The special operators had made use some portion of the sprawling training space in and around Nellis Air Force Base in Nevada on at least one occasion in 2011. At the time, U.S. Air Force personnel gave a public briefing about the exercise to officials and citizens in the nearby city of Pahrump, which you can watch below.
But the sheer diversity of assets that have supported Jaded Thunder in the past four years underscores Colonel Smith’s comments about the expanding popularity of the exercise and the event’s apparent importance. The full scope of special operations aircraft have taken part, including AC-130 gunships, from Air Force Special Operations Command and AH-6 Little Bird light attack helicopters from the U.S. Army’s 160th Special Operations Aviation Regiment.
In addition to the attackers, specialized intelligence, surveillance, and reconnaissance aircraft, such as the Air Force’s MC-12Ws and U-28As, have supported the exercises, according to annual reports from the Kansas National Guard. In the past, CV-22 Osprey tilt-rotors have participated to fly ground teams around the fictional battlefields. Unspecified drones, which could include small tactical types, such as the Scan Eagle or RQ-21 Black Jack, or larger, armed examples, such the MQ-1C Gray Eagle and MQ-9 Reaper, have been involved in Jaded Thunder, as well.
In 2013 and 2014 both, the pair of OV-10G+ Broncos, which the Navy borrowed from NASA and heavily modified as part of light attack aircraft experiment, flew missions during Jaded Thunder exercises. In 2015, the aircraft went to Iraq for a limited field trial where they hunted ISIS terrorists, which you can read about in more detail here.

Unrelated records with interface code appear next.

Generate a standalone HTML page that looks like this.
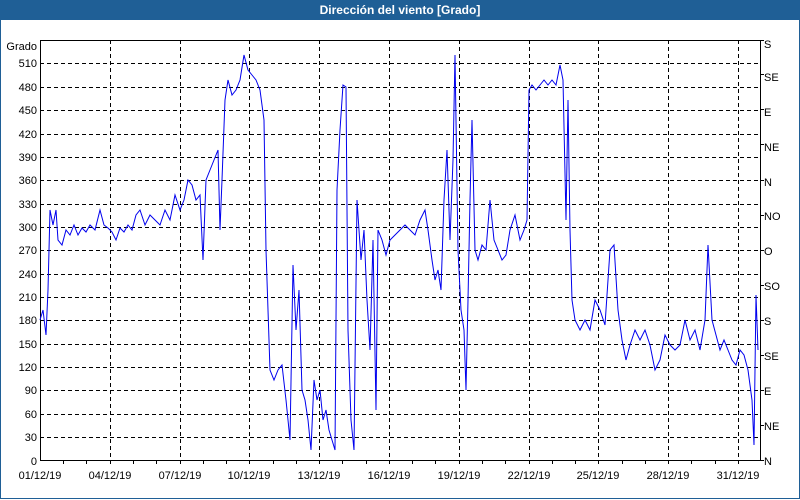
<!DOCTYPE html>
<html><head><meta charset="utf-8"><style>
html,body{margin:0;padding:0;background:#fff}
#w{position:relative;width:798px;height:498px;border:1px solid #1f5f96;border-top:none;background:#fff;overflow:hidden}
#t{height:20px;background:#1f5f96;color:#fff;font:bold 12px "Liberation Sans",sans-serif;text-align:center;line-height:20px}
svg{position:absolute;left:-1px;top:0}
text{font-family:"Liberation Sans",sans-serif;font-size:11px;fill:#000}
</style></head><body>
<div id="w"><div id="t">Dirección del viento [Grado]</div>
<svg width="800" height="500" viewBox="0 0 800 500">
<g stroke="#000" stroke-width="1" stroke-dasharray="4,3" fill="none" shape-rendering="crispEdges">
<path d="M40 437.5H760M40 414.5H760M40 390.5H760M40 367.5H760M40 344.5H760M40 320.5H760M40 297.5H760M40 274.5H760M40 250.5H760M40 227.5H760M40 204.5H760M40 180.5H760M40 157.5H760M40 134.5H760M40 110.5H760M40 87.5H760M40 63.5H760"/>
<path d="M110.5 40V460M180.5 40V460M249.5 40V460M319.5 40V460M389.5 40V460M459.5 40V460M529.5 40V460M598.5 40V460M668.5 40V460M738.5 40V460"/>
</g>
<g stroke="#000" fill="none" shape-rendering="crispEdges">
<path d="M40.5 40V461M760.5 40V461M40 40.5H761M40 460.5H761"/>
<path d="M63.5 460v4M86.5 460v4M110.5 460v4M133.5 460v4M156.5 460v4M180.5 460v4M203.5 460v4M226.5 460v4M249.5 460v4M273.5 460v4M296.5 460v4M319.5 460v4M342.5 460v4M366.5 460v4M389.5 460v4M412.5 460v4M435.5 460v4M459.5 460v4M482.5 460v4M505.5 460v4M529.5 460v4M552.5 460v4M575.5 460v4M598.5 460v4M622.5 460v4M645.5 460v4M668.5 460v4M691.5 460v4M715.5 460v4M738.5 460v4"/>
<path d="M760 40.5h4M760 74.5h4M760 109.5h4M760 144.5h4M760 180.5h4M760 215.5h4M760 250.5h4M760 285.5h4M760 320.5h4M760 355.5h4M760 390.5h4M760 425.5h4M760 460.5h4"/>
</g>
<polyline fill="none" stroke="#0000ee" stroke-width="1" points="40,320 43,310 46,335 48,290 50,210 53,225 56,210 58,240 62,245 66,230 70,235 74,225 78,235 82,228 86,232 90,225 95,230 100,210 104,225 108,228 112,232 116,240 120,228 124,232 128,225 132,230 136,215 140,210 145,225 150,215 155,220 160,225 165,210 170,220 175,195 180,210 184,200 188,180 192,185 196,200 200,195 203,260 206,180 210,170 214,160 218,150 220,230 222,180 225,100 228,80 232,95 236,90 240,80 244,55 248,70 252,75 256,80 260,90 264,120 266,250 270,370 274,380 278,370 282,365 286,400 290,440 293,265 296,330 299,290 302,390 305,400 308,420 311,450 314,380 317,400 320,390 323,420 326,410 329,430 332,440 335,450 337,190 340,130 343,85 346,87 348,330 351,420 354,450 357,200 361,260 364,230 367,300 370,350 373,240 376,410 378,230 382,240 386,255 390,240 395,235 400,230 405,225 410,230 415,235 420,220 425,210 428,230 432,260 435,280 438,270 441,290 444,200 447,150 450,240 453,160 455,55 458,250 461,310 464,330 466,390 468,300 470,200 472,120 475,250 478,260 482,245 486,250 490,200 494,240 498,250 502,260 506,255 510,230 515,215 520,240 524,230 527,220 529,90 532,85 536,90 540,85 544,80 548,85 552,80 556,85 560,65 563,80 566,220 568,100 570,230 572,300 575,320 580,330 585,320 590,330 595,300 600,310 605,325 610,250 614,245 618,310 622,340 626,360 630,345 635,330 640,340 645,330 650,345 655,370 660,360 665,335 670,345 675,350 680,345 685,320 690,340 695,330 700,350 705,320 708,245 712,320 716,335 720,350 724,340 728,350 732,360 736,365 740,350 744,355 748,370 752,400 754,445 756,295 758,350"/>
<g text-anchor="end">
<text x="37" y="50">Grado</text>
<text x="37" y="67">510</text><text x="37" y="91">480</text><text x="37" y="114">450</text><text x="37" y="138">420</text><text x="37" y="161">390</text><text x="37" y="184">360</text><text x="37" y="208">330</text><text x="37" y="231">300</text><text x="37" y="254">270</text><text x="37" y="278">240</text><text x="37" y="301">210</text><text x="37" y="324">180</text><text x="37" y="348">150</text><text x="37" y="371">120</text><text x="37" y="394">90</text><text x="37" y="418">60</text><text x="37" y="441">30</text><text x="37" y="465">0</text>
</g>
<g>
<text x="764" y="48">S</text><text x="764" y="81">SE</text><text x="764" y="116">E</text><text x="764" y="151">NE</text><text x="764" y="186">N</text><text x="764" y="220">NO</text><text x="764" y="255">O</text><text x="764" y="290">SO</text><text x="764" y="325">S</text><text x="764" y="360">SE</text><text x="764" y="395">E</text><text x="764" y="430">NE</text><text x="764" y="465">N</text>
</g>
<g text-anchor="middle">
<text x="40" y="479">01/12/19</text><text x="110" y="479">04/12/19</text><text x="180" y="479">07/12/19</text><text x="249" y="479">10/12/19</text><text x="319" y="479">13/12/19</text><text x="389" y="479">16/12/19</text><text x="459" y="479">19/12/19</text><text x="529" y="479">22/12/19</text><text x="598" y="479">25/12/19</text><text x="668" y="479">28/12/19</text><text x="738" y="479">31/12/19</text>
</g>
</svg></div>
</body></html>
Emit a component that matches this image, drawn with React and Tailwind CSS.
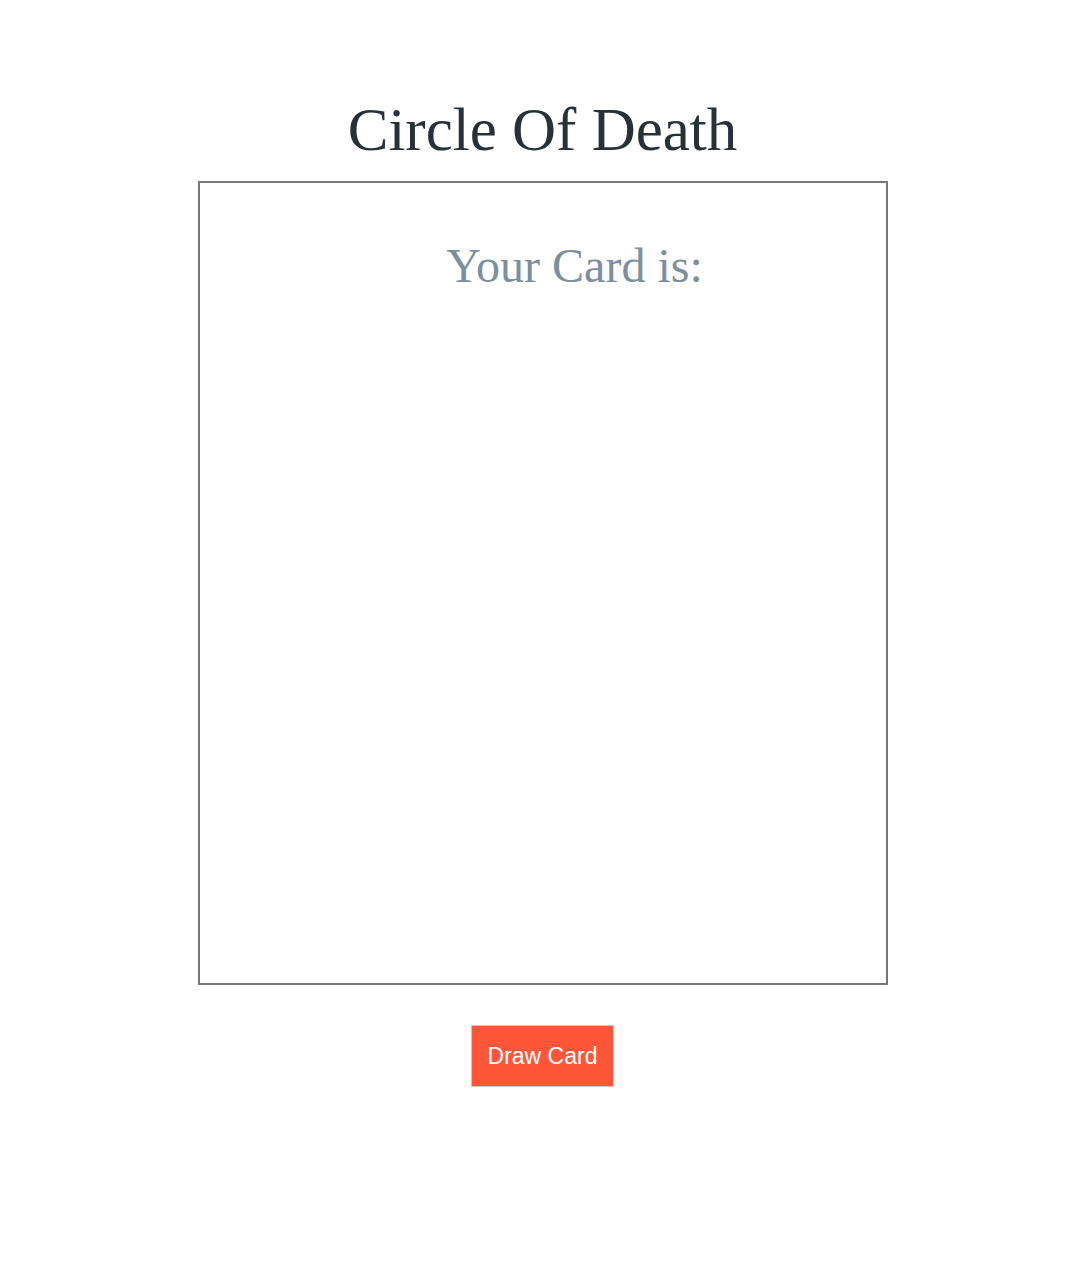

In June 2015, Gawker’s now defunct Phase Zero made a post on Twitter suggesting that Jaded Thunder has also included some of JSOC’s most shadowy elements, including its own internal aviation component, the Aviation Tactics Evaluation Group (AVTEG). This organization oversees covert “black” special operations units such as the Air Force’s 66th Air Operations Squadron and 427th Special Operations Squadron, which I wrote about in detail in a previous feature.
Among other aircraft, observers have linked a number of modified CASA CN-235 surveillance aircraft to the 427th, which plane spotters often track using online software flying at various locations in the United States. We at The War Zone took an in depth look into these particular planes after one appeared in the skies near Seattle in August 2017 for a still mysterious training mission. There is substantial evidence that JSOC personnel, and private contractors supporting their operations, fly or have flown a variety of other discreet reconnaissance aircraft with civilian style paint schemes, including twin engine Beechcraft King Airs and four engine de Havilland DHC-7s.
The special operations components are just a part of the aerial armada that takes part in Jaded Thunder, though. As already mentioned, Marine Corps units have regularly brought their F/A-18C/D Hornets to the exercise. Active and Reserve Air Force A-10 Warthog squadrons similarly make routine appearances and B-1 bombers have flown missions during the event at least once.
The U.S. Navy, Marines, and Army National Guard in various states have sent various types of attack, scout, transport helicopters – including UH-60 Black Hawks and HH-60 Seahawks, OH-58D Kiowa Warriors, and AH-64 Apaches – to help shuttle personnel around and support the training events, too. During Jaded Thunder 14-2, the second iteration in 2014, participating aircraft of all types flew more than 230 sorties and JTACs on the ground were able to call in almost 550 mock support requests.
And on the ground, Army artillery units have brought M109 155mm self-propelled howitzers on at least two occasions to provide a different kind of fire support. The Kansas National Guard says that Jaded Thunder 2013 was actually the first time ranges near Salina had hosted any live-fire artillery training since World War II.
All of this makes perfect sense, of course. Though its activities are generally classified, JSOC relies heavily on conventional forces, including reservists and national guardsmen, to conduct its operations in the field. There are often simply not enough special operations assets to meet the demand for airlift and other transportation, as well as fire support, during regular and often short-notice missions.
On top of that, special operations units do not include long-range artillery or the breadth of strike aircraft available in the conventional force, which is often the best option for attacking particular targets. It is essential that JSOC’s operators know how to work seamlessly with their conventional counterparts.
In Iraq and Syria, this type of cooperation has already been particularly visible, with conventional howitzer and rocket artillery units deploying to remote forward locations to support local forces conducting missions in close coordination with American and other allied special operators.
In 2015, The Washington Post reported that special operations forces in Afghanistan had been working closely with Army elements armed with the 227mm High Mobility Artillery Rocket System, or HIMARS, to conduct targeted strikes against particular terrorists. The truck-mounted launcher and its GPS-guided rockets, which have a range of more than 40 miles, has continually proven to be a valuable and easily deployable tool, something we at The War Zone have discussed numerous times in the past.
During the 2013 and 2015 iterations of the Air Force Special Operations Command’s own capstone exercise, Emerald Warrior, an MC-130 special operations transport plane practiced dropping off a HIMARS launcher as part of a simulated raid. This illustrated the ability of both conventional and special operations elements to try and get the weapon into position quickly to respond to actionable intelligence about fleeting, time-sensitive targets, such as meetings between terrorist leaders.
The U.S. military has recently begun to signal that the fighting in Iraq and Syria against ISIS is beginning to slow. On Nov. 30, 2017, Combined Joint Task Force-Operational Inherent Resolve, the main American task force leading the effort, announced that Marine artillery troops were on their way home from Syria after having supported the intense campaign to liberate the city of Raqqa.
As such, Jaded Thunder – and likely whatever the Bronze Ram training involves – looks set to continue to be an important component of JSOC’s training regimen.